#' Prepare Leipzig collocates data for collexemes/collocates analysis
#'
#' @description This function is designed to handle the output of \code{\link{colloc_leipzig}} to generate a tidy data frame required as input of \code{\link{collex_fye}}.
#' The latter is used to compute collexeme/collocate strength using one-tailed \emph{Fisher-Yates Exact} test.
#' @param list_output The list output of \code{\link{colloc_leipzig}}.
#' @param leipzig_wordlist_path Full path to the wordlist table for each Leipzig Corpus File. This can be a plain text file or an .RData file.
#' @param node_pattern Regex patterns of the node word specified in \code{\link{colloc_leipzig}}.
#' @param span Character vector of the context-window span user wants to focus on for the collexeme/collocate analysis.
#' For instance, single span: \code{"l1"}, \code{"r1"}; or multiple spans: \code{c("r1", "r2")}.

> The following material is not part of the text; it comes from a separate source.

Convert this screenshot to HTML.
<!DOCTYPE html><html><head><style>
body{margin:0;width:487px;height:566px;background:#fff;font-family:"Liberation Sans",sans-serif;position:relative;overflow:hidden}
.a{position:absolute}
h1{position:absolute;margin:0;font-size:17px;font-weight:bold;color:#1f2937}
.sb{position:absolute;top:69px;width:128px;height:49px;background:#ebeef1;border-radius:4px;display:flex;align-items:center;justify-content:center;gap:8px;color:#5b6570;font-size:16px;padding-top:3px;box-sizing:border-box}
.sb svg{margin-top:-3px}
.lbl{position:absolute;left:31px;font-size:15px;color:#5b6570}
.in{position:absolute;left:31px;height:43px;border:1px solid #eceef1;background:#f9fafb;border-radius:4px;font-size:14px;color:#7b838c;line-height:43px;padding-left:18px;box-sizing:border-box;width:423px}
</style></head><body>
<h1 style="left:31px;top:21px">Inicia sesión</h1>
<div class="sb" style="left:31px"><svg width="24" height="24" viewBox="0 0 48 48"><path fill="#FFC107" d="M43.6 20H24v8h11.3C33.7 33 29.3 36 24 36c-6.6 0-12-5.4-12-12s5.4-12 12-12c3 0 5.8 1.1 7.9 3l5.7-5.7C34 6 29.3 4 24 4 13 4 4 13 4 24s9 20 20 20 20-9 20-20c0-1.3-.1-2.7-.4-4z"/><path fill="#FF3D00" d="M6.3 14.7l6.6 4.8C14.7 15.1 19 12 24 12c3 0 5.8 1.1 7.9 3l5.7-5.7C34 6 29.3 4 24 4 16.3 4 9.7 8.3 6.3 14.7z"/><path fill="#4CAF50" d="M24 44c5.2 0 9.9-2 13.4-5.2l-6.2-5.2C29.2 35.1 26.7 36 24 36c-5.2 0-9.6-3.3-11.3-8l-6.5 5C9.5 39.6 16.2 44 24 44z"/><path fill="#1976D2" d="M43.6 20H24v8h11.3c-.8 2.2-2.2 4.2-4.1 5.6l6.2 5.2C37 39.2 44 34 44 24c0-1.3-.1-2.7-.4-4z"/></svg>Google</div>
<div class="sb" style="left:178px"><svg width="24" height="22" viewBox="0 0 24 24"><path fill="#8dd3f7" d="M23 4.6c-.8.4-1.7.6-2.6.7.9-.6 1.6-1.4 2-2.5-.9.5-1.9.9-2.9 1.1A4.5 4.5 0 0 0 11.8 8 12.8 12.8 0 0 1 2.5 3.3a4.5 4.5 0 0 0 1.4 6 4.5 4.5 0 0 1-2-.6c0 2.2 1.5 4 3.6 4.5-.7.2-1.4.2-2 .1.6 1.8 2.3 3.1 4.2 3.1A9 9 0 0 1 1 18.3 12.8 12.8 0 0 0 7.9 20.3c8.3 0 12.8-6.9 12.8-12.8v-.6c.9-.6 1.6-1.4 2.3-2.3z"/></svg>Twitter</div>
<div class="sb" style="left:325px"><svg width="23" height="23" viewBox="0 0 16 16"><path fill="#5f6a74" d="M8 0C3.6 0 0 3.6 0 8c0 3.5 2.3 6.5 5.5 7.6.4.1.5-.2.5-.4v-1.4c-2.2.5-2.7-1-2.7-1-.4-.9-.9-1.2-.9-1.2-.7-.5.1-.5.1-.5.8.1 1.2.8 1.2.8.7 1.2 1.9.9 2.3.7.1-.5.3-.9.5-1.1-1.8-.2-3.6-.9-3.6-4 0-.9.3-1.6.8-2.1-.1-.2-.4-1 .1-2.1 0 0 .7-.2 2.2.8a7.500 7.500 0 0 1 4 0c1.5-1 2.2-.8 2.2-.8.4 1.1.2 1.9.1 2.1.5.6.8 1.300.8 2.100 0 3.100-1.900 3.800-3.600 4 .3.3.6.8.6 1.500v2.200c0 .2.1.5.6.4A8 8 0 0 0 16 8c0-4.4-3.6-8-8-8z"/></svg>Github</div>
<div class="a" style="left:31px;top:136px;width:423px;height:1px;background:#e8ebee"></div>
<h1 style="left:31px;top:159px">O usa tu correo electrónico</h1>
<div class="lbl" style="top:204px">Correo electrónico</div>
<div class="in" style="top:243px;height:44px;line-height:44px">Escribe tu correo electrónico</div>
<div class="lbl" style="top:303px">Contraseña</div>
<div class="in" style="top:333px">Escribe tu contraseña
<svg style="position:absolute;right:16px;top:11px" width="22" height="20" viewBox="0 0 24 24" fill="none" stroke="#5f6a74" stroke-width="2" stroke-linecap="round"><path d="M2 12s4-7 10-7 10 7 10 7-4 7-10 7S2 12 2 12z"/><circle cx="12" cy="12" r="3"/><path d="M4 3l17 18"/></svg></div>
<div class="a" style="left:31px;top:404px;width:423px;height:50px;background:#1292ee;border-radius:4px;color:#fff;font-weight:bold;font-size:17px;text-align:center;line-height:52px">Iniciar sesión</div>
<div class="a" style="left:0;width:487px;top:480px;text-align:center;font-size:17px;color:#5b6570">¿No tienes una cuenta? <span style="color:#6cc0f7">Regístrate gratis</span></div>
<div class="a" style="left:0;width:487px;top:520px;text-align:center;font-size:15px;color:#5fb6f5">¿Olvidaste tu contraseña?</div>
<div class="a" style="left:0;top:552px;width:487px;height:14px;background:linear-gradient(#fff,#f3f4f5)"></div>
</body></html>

#' @param stopwords_list A character vector of the stopword list.
#'
#' @return A tibble data frame
#' @examples
#' \dontrun{
#' # retrieve collocates for a given word
#' rgx <- "\\bmengakhir\\b"
#' coll_df <- colloc_leipzig(leipzig_path = leipzig_corpus_path,
#' pattern = rgx,
#' window = "r",
#' span = 4,
#' save_results = FALSE,
#' to_lower_colloc = TRUE)
#'
#' # get only the collocates output
#' list_output <- coll_df$collocates
#'
#' # collstr analysis for collocates from Leipzig Corpora
#' ### prepare input table for coll.analysis ### <--- HERE IS THE CALL FOR collex_prepare_leipzig()

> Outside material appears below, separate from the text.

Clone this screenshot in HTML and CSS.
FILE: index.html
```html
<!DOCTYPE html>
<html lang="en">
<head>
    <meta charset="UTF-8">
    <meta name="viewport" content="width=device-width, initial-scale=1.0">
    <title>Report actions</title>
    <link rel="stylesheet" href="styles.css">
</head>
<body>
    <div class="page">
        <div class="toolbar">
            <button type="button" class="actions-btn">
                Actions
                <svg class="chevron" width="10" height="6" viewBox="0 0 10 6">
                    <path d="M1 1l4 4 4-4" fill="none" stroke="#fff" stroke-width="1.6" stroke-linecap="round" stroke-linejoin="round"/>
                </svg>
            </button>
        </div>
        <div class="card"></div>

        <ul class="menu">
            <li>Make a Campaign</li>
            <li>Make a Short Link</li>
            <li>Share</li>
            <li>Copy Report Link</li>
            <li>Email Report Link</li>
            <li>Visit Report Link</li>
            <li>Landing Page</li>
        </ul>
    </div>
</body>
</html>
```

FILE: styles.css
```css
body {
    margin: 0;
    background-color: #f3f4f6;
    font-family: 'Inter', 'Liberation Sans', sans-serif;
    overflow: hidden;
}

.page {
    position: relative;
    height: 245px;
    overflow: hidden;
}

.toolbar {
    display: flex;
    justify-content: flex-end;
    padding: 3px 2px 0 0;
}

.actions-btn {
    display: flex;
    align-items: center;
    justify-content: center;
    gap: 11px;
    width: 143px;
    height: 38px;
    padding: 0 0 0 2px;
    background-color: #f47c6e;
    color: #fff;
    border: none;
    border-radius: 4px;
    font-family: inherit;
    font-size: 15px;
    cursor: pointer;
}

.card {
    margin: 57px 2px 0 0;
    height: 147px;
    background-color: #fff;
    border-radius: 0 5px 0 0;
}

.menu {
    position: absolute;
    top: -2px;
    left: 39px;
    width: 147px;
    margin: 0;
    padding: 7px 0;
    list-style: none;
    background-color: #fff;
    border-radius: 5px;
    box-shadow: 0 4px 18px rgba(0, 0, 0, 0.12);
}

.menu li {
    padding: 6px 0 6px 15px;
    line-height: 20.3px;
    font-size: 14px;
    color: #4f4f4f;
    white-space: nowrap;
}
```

#' collex_tb <- collex_prepare_leipzig(list_output = coll_df,
#' leipzig_wordlist_path = leipzig_mywordlist_path,
#' node_pattern = rgx,
#' span = c("r1"),
#' stopwords_list = NULL)
#' # remove any NA row data
#' collex_tb <- dplyr::filter_all(collex_tb,
#' dplyr::all_vars(!is.na(.)))
#'
#' # compute one-tailed FYE for collexeme analysis
#' collex_tb <- dplyr::mutate(collex_tb,
#' collstr = collex_fye(a = .data$a, # here is the call to collex_fye
#' n_corpus = .data$corpus_size,
#' n_coll = .data$n_w_in_corp,
#' n_cxn = .data$n_pattern))
#'
#' # sort in decreasing order by collostruction strength
#' dplyr::arrange(collex_tb, dplyr::desc(collstr))
#' }
#' @importFrom readr read_tsv
#' @importFrom purrr is_null
#' @importFrom stringr str_extract
#' @importFrom stringr str_detect
#' @importFrom stringr str_which
#' @importFrom dplyr filter
#' @importFrom dplyr group_by
#' @importFrom dplyr distinct
#' @importFrom dplyr ungroup
#' @importFrom dplyr count
#' @importFrom dplyr rename
#' @importFrom dplyr bind_rows
#' @importFrom dplyr summarise
#' @importFrom dplyr tally
#' @importFrom dplyr pull
#' @importFrom dplyr left_join
collex_prepare_leipzig <- function(list_output = NULL,
leipzig_wordlist_path = leipzig_mywordlist_path,
node_pattern = "regex for the node word",
span = NULL,
stopwords_list = NULL) {
# get the raw collocates table
coll_df <- list_output[[1]]
# check if stopwords will be removed from the collocates table
if (!purrr::is_null(stopwords_list)) {
message("You chose to REMOVE stopwords from the collocate list!")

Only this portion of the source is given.